Amazing furniture, amazing story

Today we’re going to brag a little bit again. Actually more than usual, because we want to show you the crown jewel of our collection. It started as usual when buying many other items. A seller was selling so called ‘PRL chair’. The only thing was that it immediately seemed to me that the chair was much older than the People’s Republic of Poland (PRL). It soon turned out that this was not the only item to be sold – there was also another chair, armchairs, footstools and a chess table with a set of original pieces. As I looked at each piece of furniture, my eyes opened wider and wider. I knew that I had unusual objects in front of me! I did not think long and bought the whole set. We just had to bring it from the Tricity to Warsaw, which was not easy, because the furniture is a fair size.

Once the furniture was with us, I began to establish the facts about the entire set. Here they are:

  • The furniture comes from Lviv, Ukraine and is about 90-100 years old.
  • It was a wedding gift for the great-grandparents of the gentleman who decided to sell them.
  • After World War II, when Lviv was outside the Polish borders, the then owners of the furniture moved to Poland – Silesia and then to Gdańsk, and the furniture travelled with them all the time.
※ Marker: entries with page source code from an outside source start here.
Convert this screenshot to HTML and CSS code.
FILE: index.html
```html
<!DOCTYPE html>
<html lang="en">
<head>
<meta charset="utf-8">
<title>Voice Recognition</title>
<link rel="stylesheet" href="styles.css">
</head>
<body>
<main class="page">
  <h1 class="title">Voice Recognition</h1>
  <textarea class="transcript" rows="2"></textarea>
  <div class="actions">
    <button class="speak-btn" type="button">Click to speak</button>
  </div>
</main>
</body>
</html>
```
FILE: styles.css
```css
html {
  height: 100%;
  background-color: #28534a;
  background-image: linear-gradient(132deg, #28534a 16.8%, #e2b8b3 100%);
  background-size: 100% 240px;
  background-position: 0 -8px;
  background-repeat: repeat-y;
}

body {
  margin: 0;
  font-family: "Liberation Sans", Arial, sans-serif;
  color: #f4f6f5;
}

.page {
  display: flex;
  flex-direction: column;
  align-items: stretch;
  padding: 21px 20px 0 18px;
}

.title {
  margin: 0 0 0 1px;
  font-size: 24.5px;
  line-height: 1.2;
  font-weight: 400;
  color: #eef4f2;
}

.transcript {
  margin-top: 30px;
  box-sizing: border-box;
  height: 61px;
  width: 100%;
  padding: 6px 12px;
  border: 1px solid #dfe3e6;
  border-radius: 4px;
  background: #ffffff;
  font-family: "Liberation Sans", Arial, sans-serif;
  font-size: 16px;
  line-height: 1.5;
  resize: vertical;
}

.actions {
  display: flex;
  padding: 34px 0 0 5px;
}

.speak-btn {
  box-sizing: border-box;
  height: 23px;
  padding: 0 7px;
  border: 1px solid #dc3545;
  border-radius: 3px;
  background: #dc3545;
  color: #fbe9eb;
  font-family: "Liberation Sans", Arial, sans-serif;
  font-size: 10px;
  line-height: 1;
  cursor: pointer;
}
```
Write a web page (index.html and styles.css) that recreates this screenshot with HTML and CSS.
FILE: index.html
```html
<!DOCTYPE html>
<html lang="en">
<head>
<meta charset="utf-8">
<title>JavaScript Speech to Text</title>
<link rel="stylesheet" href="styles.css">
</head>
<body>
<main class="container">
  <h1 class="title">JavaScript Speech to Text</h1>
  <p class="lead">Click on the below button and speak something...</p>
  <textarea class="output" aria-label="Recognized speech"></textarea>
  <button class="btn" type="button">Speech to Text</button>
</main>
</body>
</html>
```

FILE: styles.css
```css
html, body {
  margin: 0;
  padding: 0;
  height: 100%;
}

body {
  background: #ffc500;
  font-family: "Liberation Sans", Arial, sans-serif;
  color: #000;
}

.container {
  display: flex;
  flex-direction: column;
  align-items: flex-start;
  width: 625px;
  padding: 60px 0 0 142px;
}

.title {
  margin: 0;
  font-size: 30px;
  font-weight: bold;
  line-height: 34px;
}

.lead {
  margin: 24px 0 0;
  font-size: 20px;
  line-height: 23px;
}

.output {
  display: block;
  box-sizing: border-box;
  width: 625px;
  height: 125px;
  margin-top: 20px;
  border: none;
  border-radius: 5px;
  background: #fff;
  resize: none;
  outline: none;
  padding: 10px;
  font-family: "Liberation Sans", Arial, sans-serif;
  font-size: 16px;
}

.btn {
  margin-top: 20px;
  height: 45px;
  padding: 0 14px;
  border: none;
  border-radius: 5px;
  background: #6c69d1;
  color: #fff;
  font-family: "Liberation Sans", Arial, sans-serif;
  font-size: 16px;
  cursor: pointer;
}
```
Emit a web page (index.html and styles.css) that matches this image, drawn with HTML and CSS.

Why did the presented set make such an impression on me? Well, those who have been following our posts, certainly know that my fetish is the work of the ŁAD Cooperative, and the first association that came to my mind when I saw the set presented here was the pre-war work of the Cooperative. I followed this trail in an attempt to identify the author of the set. Here, the help of Ms Anna Maga from the Polish National Museum in Warsaw (Muzeum Narodowe w Warszawie) proved invaluable, as she pointed out the great similarities between the armchairs from our set and the armchair by Janina Grzędzielska, which is presented at the Gallery of Polish Design at the National Museum in Warsaw (https://cyfrowe.mnw.art.pl/pl/katalog/528630). And indeed – the type of wood used to make the armchairs, the joints of the wooden elements, the armrests which are practically identical in the armchairs from our set and the one in the National Museum’s collection all point to the fact that our furniture was also designed by Janina Grzędzielska!

So my intuition was not wrong! After all, Janina Grzędzielska cooperated with the pre-war ŁAD Cooperative and her furniture was presented, among others, at the exhibition ‘Art of the Interior’ (‘Sztuka Wnętrza’) held in 1936 to celebrate the 10th anniversary of the Cooperative. However, there was a question – how did the furniture get to Lviv? After all, the work of the ŁAD Artists Cooperative was concentrated mainly in Warsaw. Well, Janina Grzędzielska also created in Smyha! Today, this town is located in Ukraine. Before the Second World War, however, Smyha was part of the Volhynia Voivodship in the territory of the Second Polish Republic. I suspect, therefore, that the set owned by us was designed by Ms Grzędzielska in Smyha, produced in the workshop of the School of Fine Arts which operated there, and from there found its way to a furniture store in Lviv. Its further history is described above.

Sadly, the trace of their author disappears with the beginning of the Second World War…

 

We hope that at least some of you have reached the end of this entry (tltr?), but we are very proud

that we managed to save this set of furniture and restore the memory of it.